Sparrows deals with the inhabitants of the colorful Stepney area of London's East End, where the whole picture was filmed. It tells the tale of a rough but appealing seaman who returns from two years of duty to learn that his doll of a wife has set up housekeeping with an unhappily married bus-driver; and it builds to a riotous climax in the Red Lion pub.

If you think this is seamy and sordid, you're wrong. It takes only a few minutes to adjust to the spirited and uninhibited Cockney way of life. And Miss Littlewood's touch is anything but heavy. She likes a fast pace, and her crosscutting is unorthodox but effective. Along the way, we are treated to a feast of intriguing cosmopolitan faces, including oldsters and children, Jews and Negroes.

The dialogue is racy, and fresh as the best cup o' tea--in some spots actually improvised. And it is utterly authentic Cockney--so much so that much of the film is provided with English subtitles, though these are often unnecessary. The difficuty lies not in the Cockney accent but rather in the numerous slang terms, which are foreign even to the majority of Londoners.

The film also introduces to our shores Miss Barbara Windsor, who rose to stardom in Fings Ain't Wot They Used T'Be. Playing the unfaithful wife, she is a stunning sexpot (measurements 38-22-35) with a remarkable platinum poodle-pompadour (not a wig either), Britain's talented answer to the dumb-blonde Judy Holliday of Born Yesterday. (Incidentally, Miss Windsor will appear as a guest on Johnny Carson's Tonight show on television tomorrow night.)

James Booth is attractive and forceful as the young cuckold. U.S. audiences will recognize Murray Melvin from his fine work as a star in A Taste of Honey, but most of the cast are unfamiliar. Some, in fact--like the Jewish bakery proprietress and the pub owner--are not professional actors; they play themselves. Yet there is not an inferior performance by anyone. All are as convincing as the architectural surroundings, now gradually succumbing to the forces of urban redevelopment (one of the buildings used was razed two days after filming).

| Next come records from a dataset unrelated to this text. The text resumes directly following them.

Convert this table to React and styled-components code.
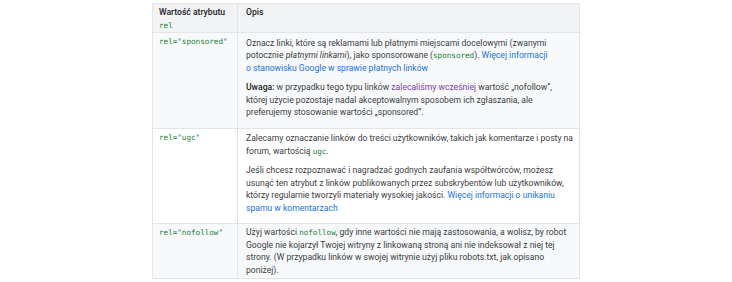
import React from "react";
import styled, { createGlobalStyle } from "styled-components";

const GlobalStyle = createGlobalStyle`
  html, body {
    margin: 0;
    padding: 0;
    background: #fff;
  }
`;

const Page = styled.div`
  display: flex;
  justify-content: center;
  padding-top: 3px;
  font-family: Roboto, "Noto Sans", sans-serif;
`;

const Table = styled.table`
  width: 428px;
  table-layout: fixed;
  border-collapse: collapse;
  border: 1px solid #e3e5e8;
  font-size: 8.6px;
  line-height: 12.5px;
  color: #3c4043;
`;

const Head = styled.th`
  background: #f1f3f4;
  text-align: left;
  vertical-align: top;
  font-weight: 500;
  color: #202124;
  padding: 2px ${(p) => (p.$key ? "6px" : "5px")} 1px 8px;
  padding-left: ${(p) => (p.$key ? "6px" : "8px")};
  border: 1px solid #e3e5e8;
  width: ${(p) => (p.$key ? "72px" : "auto")};
`;

const Row = styled.tr`
  background: ${(p) => (p.$shade ? "#f8f9fa" : "#fff")};
`;

const Cell = styled.td`
  vertical-align: top;
  padding: ${(p) => (p.$key ? "2px 6px 2px 6px" : "2px 5px 2px 8px")};
  border: 1px solid #e3e5e8;
`;

const Code = styled.code`
  font-family: "DejaVu Sans Mono", "Liberation Mono", monospace;
  font-size: 7.6px;
  line-height: 1;
  color: #188038;
`;

const Para = styled.p`
  margin: 1.5px 0 7px;
`;

const Link = styled.a`
  color: ${(p) => (p.$visited ? "#7b3fa8" : "#1a73e8")};
  text-decoration: none;
`;

const Strong = styled.strong`
  font-weight: 500;
  color: #202124;
`;

export default function App() {
  return (
    <>
      <GlobalStyle />
      <Page>
        <Table>
          <thead>
            <tr>
              <Head $key>
                Wartość atrybutu <Code>rel</Code>
              </Head>
              <Head>Opis</Head>
            </tr>
          </thead>
          <tbody>
            <Row $shade>
              <Cell $key>
                <Code>rel="sponsored"</Code>
              </Cell>
              <Cell>
                <Para>
                  Oznacz linki, które są reklamami lub płatnymi miejscami docelowymi (zwanymi
                  potocznie <em>płatnymi linkami</em>), jako sponsorowane (<Code>sponsored</Code>).{" "}
                  <Link href="#">
                    Więcej informacji o{"\u00a0"}stanowisku Google w{"\u00a0"}sprawie płatnych linków
                  </Link>
                </Para>
                <Para>
                  <Strong>Uwaga:</Strong> w{"\u00a0"}przypadku tego typu linków{" "}
                  <Link href="#" $visited>zalecaliśmy wcześniej</Link> wartość „nofollow”, której
                  użycie pozostaje nadal akceptowalnym sposobem ich zgłaszania, ale preferujemy
                  stosowanie wartości „sponsored”.
                </Para>
              </Cell>
            </Row>
            <Row>
              <Cell $key>
                <Code>rel="ugc"</Code>
              </Cell>
              <Cell>
                <Para>
                  Zalecamy oznaczanie linków do treści użytkowników, takich jak komentarze i
                  {"\u00a0"}posty na forum, wartością <Code>ugc</Code>.
                </Para>
                <Para>
                  Jeśli chcesz rozpoznawać i{"\u00a0"}nagradzać godnych zaufania współtwórców,
                  możesz usunąć ten atrybut z{"\u00a0"}linków publikowanych przez subskrybentów lub
                  użytkowników, którzy regularnie tworzyli materiały wysokiej jakości.{" "}
                  <Link href="#">
                    Więcej informacji o{"\u00a0"}unikaniu spamu w{"\u00a0"}komentarzach
                  </Link>
                </Para>
              </Cell>
            </Row>
            <Row $shade>
              <Cell $key>
                <Code>rel="nofollow"</Code>
              </Cell>
              <Cell>
                Użyj wartości <Code>nofollow</Code>, gdy inne wartości nie mają zastosowania, a
                {"\u00a0"}wolisz, by robot Google nie kojarzył Twojej witryny z{"\u00a0"}linkowaną
                stroną ani nie indeksował z{"\u00a0"}niej tej strony.{"\u00a0"}(W{"\u00a0"}przypadku
                linków w{"\u00a0"}swojej witrynie użyj pliku robots.txt, jak opisano poniżej).
              </Cell>
            </Row>
          </tbody>
        </Table>
      </Page>
    </>
  );
}
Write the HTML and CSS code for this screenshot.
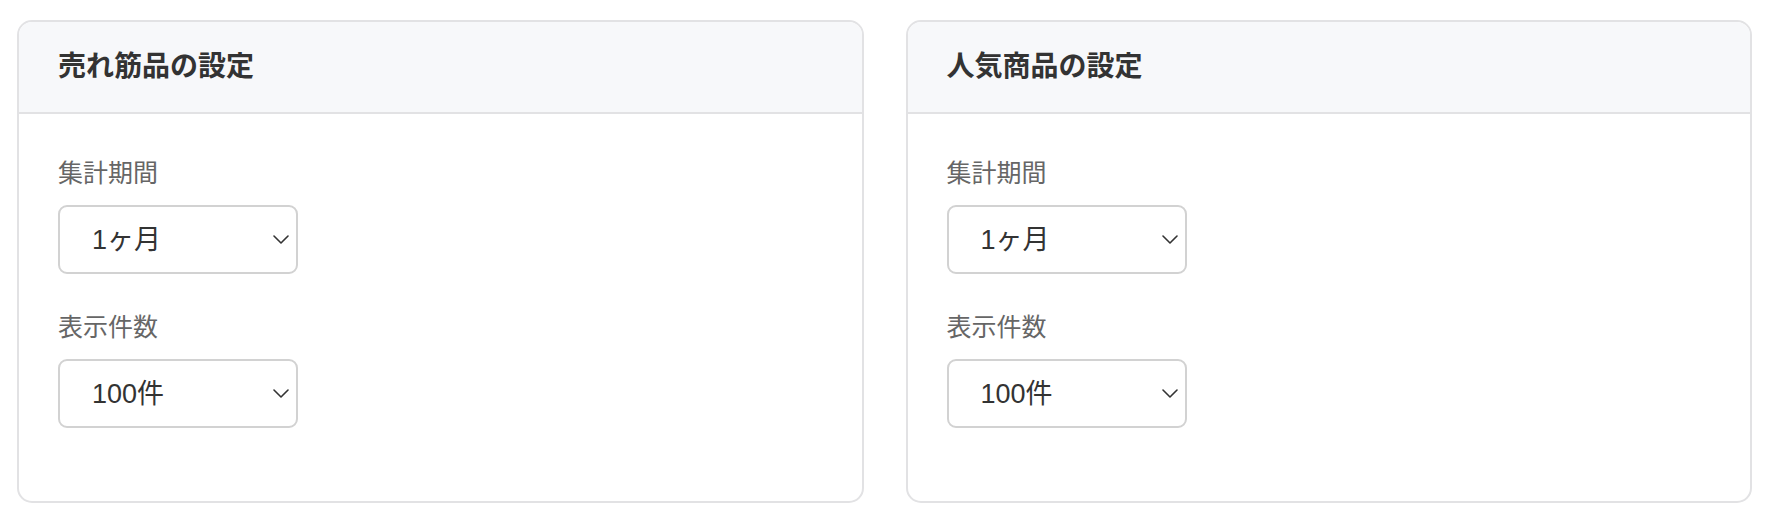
FILE: index.html
```html
<!DOCTYPE html>
<html lang="ja">
<head>
<meta charset="utf-8">
<title>設定</title>
<link rel="stylesheet" href="styles.css">
</head>
<body>
<div class="page">
  <section class="card">
    <header class="card-header"><h2 class="card-title">売れ筋品の設定</h2></header>
    <div class="card-body">
      <div class="field">
        <label class="field-label">集計期間</label>
        <div class="select-wrap">
          <select class="select"><option>1ヶ月</option></select>
          <svg class="chevron" width="16" height="9" viewBox="0 0 16 9"><path d="M1 1 L8 8 L15 1" fill="none" stroke="#333" stroke-width="1.6" stroke-linecap="round" stroke-linejoin="round"/></svg>
        </div>
      </div>
      <div class="field">
        <label class="field-label">表示件数</label>
        <div class="select-wrap">
          <select class="select"><option>100件</option></select>
          <svg class="chevron" width="16" height="9" viewBox="0 0 16 9"><path d="M1 1 L8 8 L15 1" fill="none" stroke="#333" stroke-width="1.6" stroke-linecap="round" stroke-linejoin="round"/></svg>
        </div>
      </div>
    </div>
  </section>
  <section class="card">
    <header class="card-header"><h2 class="card-title">人気商品の設定</h2></header>
    <div class="card-body">
      <div class="field">
        <label class="field-label">集計期間</label>
        <div class="select-wrap">
          <select class="select"><option>1ヶ月</option></select>
          <svg class="chevron" width="16" height="9" viewBox="0 0 16 9"><path d="M1 1 L8 8 L15 1" fill="none" stroke="#333" stroke-width="1.6" stroke-linecap="round" stroke-linejoin="round"/></svg>
        </div>
      </div>
      <div class="field">
        <label class="field-label">表示件数</label>
        <div class="select-wrap">
          <select class="select"><option>100件</option></select>
          <svg class="chevron" width="16" height="9" viewBox="0 0 16 9"><path d="M1 1 L8 8 L15 1" fill="none" stroke="#333" stroke-width="1.6" stroke-linecap="round" stroke-linejoin="round"/></svg>
        </div>
      </div>
    </div>
  </section>
</div>
</body>
</html>
```

FILE: styles.css
```css
* { box-sizing: border-box; }
html, body {
  margin: 0;
  background: #ffffff;
  font-family: "Liberation Sans", "Noto Sans CJK JP", sans-serif;
}
.page {
  display: grid;
  grid-template-columns: 1fr 1fr;
  gap: 42px;
  padding: 20px 16px 0 17px;
}
.card {
  border: 2px solid #e2e2e4;
  border-radius: 15px;
  overflow: hidden;
  background: #ffffff;
}
.card-header {
  height: 92px;
  background: #f7f8fa;
  border-bottom: 2px solid #e2e2e4;
  display: flex;
  align-items: center;
  padding: 0 39px;
}
.card-title {
  margin: 0;
  font-size: 28px;
  font-weight: 700;
  color: #333333;
  line-height: 1;
}
.card-body {
  padding: 41px 39px 73px;
}
.field + .field {
  margin-top: 35px;
}
.field-label {
  display: block;
  font-size: 25px;
  line-height: 36px;
  color: #666666;
}
.select-wrap {
  position: relative;
  width: 240px;
  margin-top: 14px;
}
.select {
  appearance: none;
  -webkit-appearance: none;
  display: block;
  width: 240px;
  height: 69px;
  border: 2px solid #d2d2d2;
  border-radius: 9px;
  background: #ffffff;
  padding: 0 40px 0 32px;
  font-family: "Liberation Sans", "Noto Sans CJK JP", sans-serif;
  font-size: 27px;
  color: #333333;
  outline: none;
}
.chevron {
  position: absolute;
  right: 9px;
  top: 30px;
  pointer-events: none;
}
```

One can only await with eagerness the next film of Miss Littlewood and Miss Windsor (the latter's will be Crooks in the Cloister, just completed).

Playing with Sparrows Can't Sing on the program at the Exeter is Dylan Thomas, the Academy Award-winning documentary--poetically photographed, and beautifully narrated by Richard Burton sometime when Liz Taylor was not around.